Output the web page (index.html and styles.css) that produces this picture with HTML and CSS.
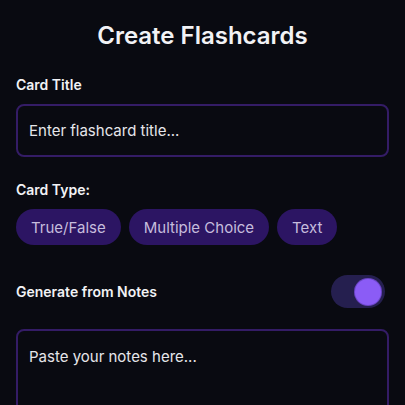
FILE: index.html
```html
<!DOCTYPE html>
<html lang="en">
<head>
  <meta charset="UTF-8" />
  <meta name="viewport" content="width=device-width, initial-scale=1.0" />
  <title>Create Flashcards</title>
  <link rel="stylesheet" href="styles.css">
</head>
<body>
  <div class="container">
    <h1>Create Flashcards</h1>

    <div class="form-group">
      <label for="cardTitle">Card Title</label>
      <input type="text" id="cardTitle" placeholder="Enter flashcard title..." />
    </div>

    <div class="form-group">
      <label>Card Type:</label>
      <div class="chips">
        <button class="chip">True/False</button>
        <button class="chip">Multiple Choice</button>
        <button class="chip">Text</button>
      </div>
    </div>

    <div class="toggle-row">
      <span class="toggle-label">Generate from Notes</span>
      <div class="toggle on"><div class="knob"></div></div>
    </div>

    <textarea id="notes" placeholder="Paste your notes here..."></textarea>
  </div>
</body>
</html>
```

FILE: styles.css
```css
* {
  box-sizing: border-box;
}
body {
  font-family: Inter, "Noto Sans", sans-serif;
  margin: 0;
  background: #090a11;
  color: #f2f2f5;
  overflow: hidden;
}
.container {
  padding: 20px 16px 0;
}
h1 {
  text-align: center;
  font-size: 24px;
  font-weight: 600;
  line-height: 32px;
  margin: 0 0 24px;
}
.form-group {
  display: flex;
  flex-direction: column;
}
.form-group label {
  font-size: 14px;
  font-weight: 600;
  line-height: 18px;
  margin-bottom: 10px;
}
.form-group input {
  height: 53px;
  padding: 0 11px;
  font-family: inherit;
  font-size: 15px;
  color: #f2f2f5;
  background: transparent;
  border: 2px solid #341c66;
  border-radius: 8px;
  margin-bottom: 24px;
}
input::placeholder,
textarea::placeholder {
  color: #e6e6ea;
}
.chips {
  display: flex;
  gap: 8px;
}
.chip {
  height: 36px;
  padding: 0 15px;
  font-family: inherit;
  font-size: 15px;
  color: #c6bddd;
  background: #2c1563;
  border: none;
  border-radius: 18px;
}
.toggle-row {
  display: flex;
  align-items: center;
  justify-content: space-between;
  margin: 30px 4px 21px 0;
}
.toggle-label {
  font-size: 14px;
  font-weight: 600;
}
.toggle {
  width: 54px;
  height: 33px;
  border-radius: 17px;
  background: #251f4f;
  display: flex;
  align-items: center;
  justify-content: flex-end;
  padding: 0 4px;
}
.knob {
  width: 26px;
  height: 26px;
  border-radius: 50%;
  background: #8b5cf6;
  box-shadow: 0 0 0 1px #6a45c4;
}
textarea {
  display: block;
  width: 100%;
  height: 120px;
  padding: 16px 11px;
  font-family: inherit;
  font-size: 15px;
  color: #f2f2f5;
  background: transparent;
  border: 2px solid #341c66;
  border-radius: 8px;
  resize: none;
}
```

- [What needs to be done] From the listing above, copy out each line where the word "index" appears.

- [Solution to this exercise]
Output the web page (index.html and styles.css) that produces this picture with HTML and CSS.
FILE: index.html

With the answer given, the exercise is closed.